▸ **WHAT THIS TASK INVOLVES**
Take the lines from the beginning of the material through the line containing "import clsx from" and retype them exactly, leaving the pictures out.

▸ **SUPPLIED DATA**

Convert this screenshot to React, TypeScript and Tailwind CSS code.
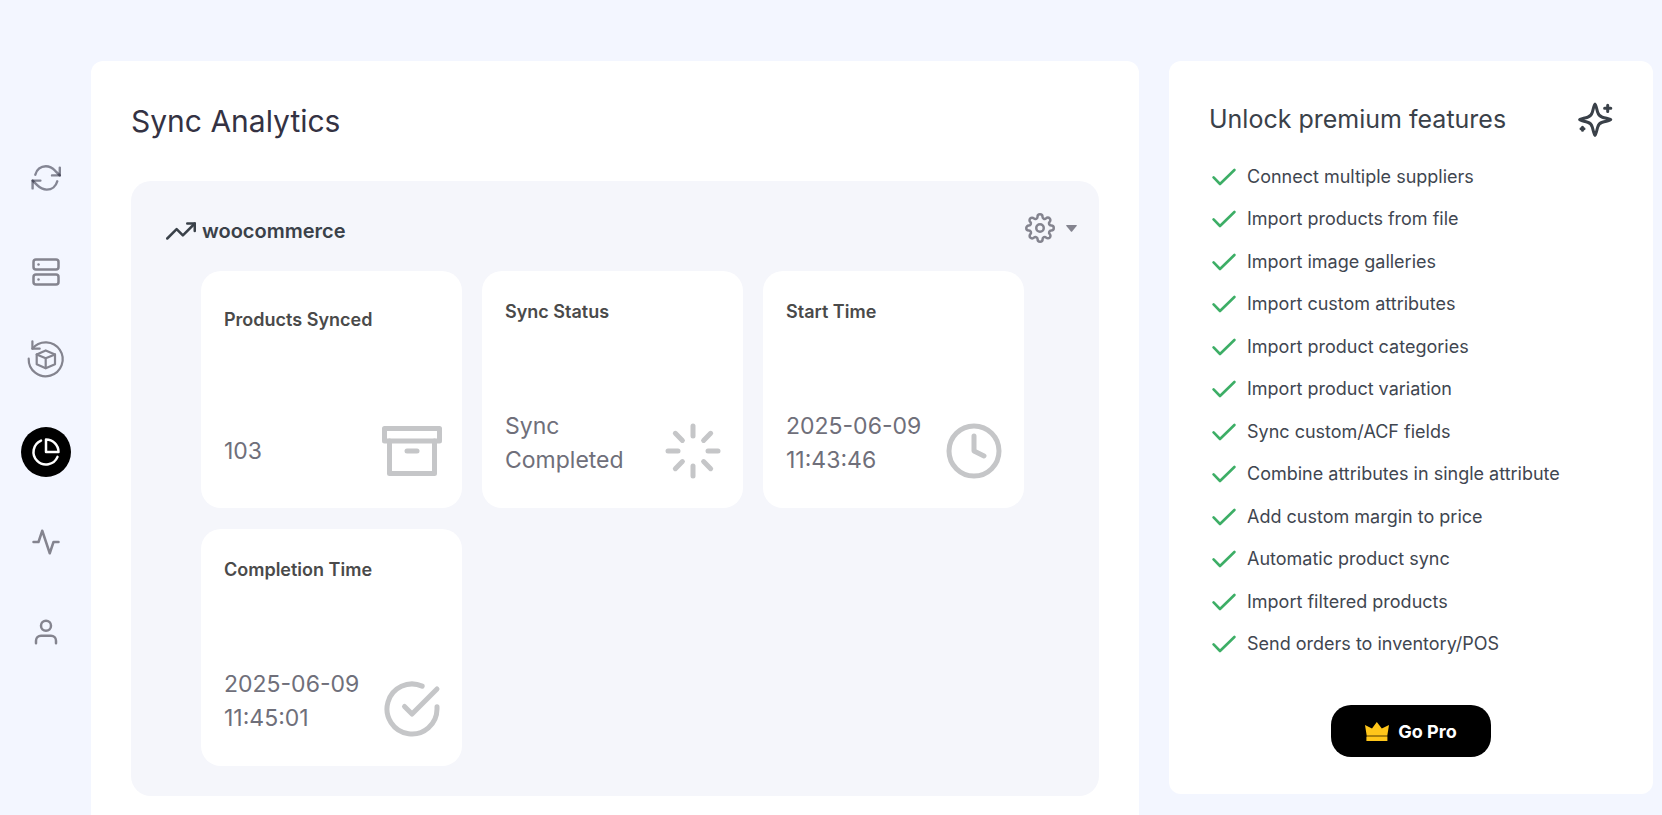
import { ReactNode } from "react"
import {
  FiActivity,
  FiArchive,
  FiCheckCircle,
  FiClock,
  FiLoader,
  FiPieChart,
  FiServer,
  FiSettings,
  FiTrendingUp,
  FiUser,
} from "react-icons/fi"
import clsx from "clsx"

const SyncIcon = () => (
  <svg
    viewBox="0 0 50 50"
    className="w-full h-full"
    fill="none"
    stroke="#15152a"
    strokeOpacity="0.5"
    strokeWidth="2.4"
    strokeLinecap="round"
    strokeLinejoin="round"
  >
    <path d="M14.3 17.7C15.6 12.6 19.8 9.2 24.8 9.2C29 9.2 31.8 11.2 34.2 13.8L38.8 18.4" />
    <path d="M38.8 10.6V18.4H31" />
    <path d="M36.3 24.3C35 29.2 30.8 32.6 25.8 32.6C21.6 32.6 18.8 30.8 16.2 28.2L11.6 23.6" />
    <path d="M11.6 31.4V23.6H19.4" />
  </svg>
)

const RestoreBoxIcon = () => (
  <svg
    viewBox="0 0 50 50"
    className="w-full h-full"
    fill="none"
    stroke="currentColor"
    strokeWidth="2.2"
    strokeLinecap="round"
    strokeLinejoin="round"
  >
    <path d="M7.7 21.7A17 17 0 1 0 11.4 11.7" />
    <path d="M11.4 4.3V11.7H18.7" />
    <path d="M24.7 13.4L34 17.4V27.2L24.7 31.2L15.7 27.2V17.4Z" />
    <path d="M15.7 17.4L24.7 21.2L34 17.4M24.7 21.2V31.2" />
  </svg>
)

const SparklesIcon = () => (
  <svg
    viewBox="0 0 35 35"
    className="w-[35px] h-[35px] shrink-0"
    fill="none"
    stroke="currentColor"
    strokeWidth="3"
    strokeLinecap="round"
    strokeLinejoin="round"
  >
    <path d="M17 2C17.8 2 18.7 7 19.7 10.4C20.6 13.5 21.4 14.3 24.4 15.2C28 16.3 32.8 16.9 32.8 17.7C32.8 18.5 28 19.2 24.4 20.3C21.4 21.2 20.6 22 19.7 25.1C18.7 28.5 17.8 33.4 17 33.4C16.2 33.4 15.3 28.5 14.3 25.1C13.4 22 12.6 21.2 9.6 20.3C6 19.2 1.6 18.5 1.6 17.7C1.6 16.9 6 16.3 9.6 15.2C12.6 14.3 13.4 13.5 14.3 10.4C15.3 7 16.2 2 17 2Z" />
    <path d="M29.7 3.2V9.4M26.6 6.3H32.8" />
    <path d="M4.5 25.2V28.2M3 26.7H6" />
  </svg>
)

const CheckIcon = () => (
  <svg
    viewBox="0 0 24 18"
    className="w-6 h-[18px] shrink-0"
    fill="none"
    stroke="#3dae66"
    strokeWidth="2.6"
    strokeLinecap="round"
    strokeLinejoin="round"
  >
    <path d="M1.6 9.4L8 16L22.4 2" />
  </svg>
)

const CrownIcon = () => (
  <svg viewBox="0 0 24 19" className="w-6 h-[19px] shrink-0" fill="#ffc61a">
    <path d="M0 3L7 6.6L11.8 0L16.8 6.6L24 3L22.4 13H1.6Z" />
    <path d="M1.6 13H22.4V15H1.6Z" fill="#a87f0c" />
    <path d="M1.4 15H22.4V19H1.4Z" />
  </svg>
)

const navItems: { label: string; icon: ReactNode; active?: boolean }[] = [
  { label: "Sync", icon: <SyncIcon /> },
  { label: "Suppliers", icon: <FiServer size={30} /> },
  { label: "Restore products", icon: <RestoreBoxIcon /> },
  { label: "Analytics", icon: <FiPieChart size={30} />, active: true },
  { label: "Activity", icon: <FiActivity size={30} /> },
  { label: "Account", icon: <FiUser size={30} /> },
]

const stats = [
  { title: "Products Synced", lines: ["103"], Icon: FiArchive },
  { title: "Sync Status", lines: ["Sync", "Completed"], Icon: FiLoader },
  { title: "Start Time", lines: ["2025-06-09", "11:43:46"], Icon: FiClock },
  {
    title: "Completion Time",
    lines: ["2025-06-09", "11:45:01"],
    Icon: FiCheckCircle,
  },
]

const features = [
  "Connect multiple suppliers",
  "Import products from file",
  "Import image galleries",
  "Import custom attributes",
  "Import product categories",
  "Import product variation",
  "Sync custom/ACF fields",
  "Combine attributes in single attribute",
  "Add custom margin to price",
  "Automatic product sync",
  "Import filtered products",
  "Send orders to inventory/POS",
]

const Sidebar = () => (
  <nav className="w-[91px] shrink-0 pt-[157px] pl-[21px] flex flex-col gap-10">
    {navItems.map(({ label, icon, active }) => (
      <a
        key={label}
        href="#"
        aria-label={label}
        className={clsx(
          "w-[50px] h-[50px] rounded-full flex items-center justify-center",
          active ? "bg-black text-white" : "text-[#84848f]"
        )}
      >
        {icon}
      </a>
    ))}
  </nav>
)

const StatCard = ({ title, lines, Icon }: (typeof stats)[number]) => {
  const multiline = lines.length > 1
  return (
    <div
      className={clsx(
        "min-h-[237px] bg-white rounded-[20px] pl-[23px] pr-5 pb-[15px] flex flex-col",
        multiline ? "pt-[31px]" : "pt-[39px]"
      )}
    >
      <h3 className="text-[18px] leading-5 font-semibold text-[#4a4a4a]">
        {title}
      </h3>
      <div className="mt-auto min-h-[84px] flex items-center justify-between">
        <p
          className={clsx(
            "text-[23px] leading-[34px] text-[#6f6f7a]",
            multiline && "mb-4"
          )}
        >
          {lines.map((line) => (
            <span key={line} className="block">
              {line}
            </span>
          ))}
        </p>
        <Icon size={60} className="shrink-0 text-[#c5c6c8]" />
      </div>
    </div>
  )
}

const Analytics = () => (
  <main className="flex-1 min-w-0 bg-white rounded-t-xl px-10 pt-10 pb-12">
    <h1 className="text-[30px] leading-10 text-[#343243]">Sync Analytics</h1>
    <section className="mt-10 bg-[#f5f6fb] rounded-[20px] pb-[30px]">
      <header className="h-[90px] pt-1 pl-[35px] pr-[22px] flex items-center justify-between">
        <h2 className="pt-1.5 flex items-center gap-1.5 text-[20px] leading-[30px] font-semibold text-[#3a4149]">
          <FiTrendingUp size={30} />
          woocommerce
        </h2>
        <button
          aria-label="Settings"
          className="flex items-center gap-[11px] text-[#84848f]"
        >
          <FiSettings size={30} />
          <svg viewBox="0 0 11 7" className="w-[11px] h-[7px]" fill="currentColor">
            <path d="M.8 0H10.2Q11.4 0 10.6 1L6.1 6.5Q5.5 7.2 4.9 6.5L.4 1Q-.4 0 .8 0Z" />
          </svg>
        </button>
      </header>
      <div className="pl-[70px] pr-[75px] grid grid-cols-3 gap-x-5 gap-y-[21px]">
        {stats.map((stat) => (
          <StatCard key={stat.title} {...stat} />
        ))}
      </div>
    </section>
  </main>
)

const Premium = () => (
  <aside className="w-[484px] min-h-[733px] shrink-0 self-start bg-white rounded-xl px-10 pt-10 pb-[37px] flex flex-col">
    <div className="flex items-center justify-between">
      <h2 className="text-[25px] leading-[36px] text-[#3a4149]">
        Unlock premium features
      </h2>
      <span className="text-[#3a4149]">
        <SparklesIcon />
      </span>
    </div>
    <ul className="mt-[26px] mb-[47px] flex-1 flex flex-col justify-between">
      {features.map((feature) => (
        <li
          key={feature}
          className="pl-[3px] flex items-center gap-[11px] text-[18px] leading-7 text-[#3f4650]"
        >
          <CheckIcon />
          {feature}
        </li>
      ))}
    </ul>
    <button className="w-40 h-[52px] mx-auto rounded-[20px] bg-black text-white text-[18px] font-bold flex items-center justify-center gap-[9px]">
      <CrownIcon />
      Go Pro
    </button>
  </aside>
)

export default function App() {
  return (
    <div className="min-h-screen bg-[#f3f6ff] flex pr-[9px] font-['Inter','Liberation_Sans',sans-serif]">
      <Sidebar />
      <div className="flex-1 min-w-0 pt-[61px] flex gap-[30px]">
        <Analytics />
        <Premium />
      </div>
    </div>
  )
}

▸ **RESPONSE BELOW**
Convert this screenshot to React, TypeScript and Tailwind CSS code.
import { ReactNode } from "react"
import {
  FiActivity,
  FiArchive,
  FiCheckCircle,
  FiClock,
  FiLoader,
  FiPieChart,
  FiServer,
  FiSettings,
  FiTrendingUp,
  FiUser,
} from "react-icons/fi"
import clsx from "clsx"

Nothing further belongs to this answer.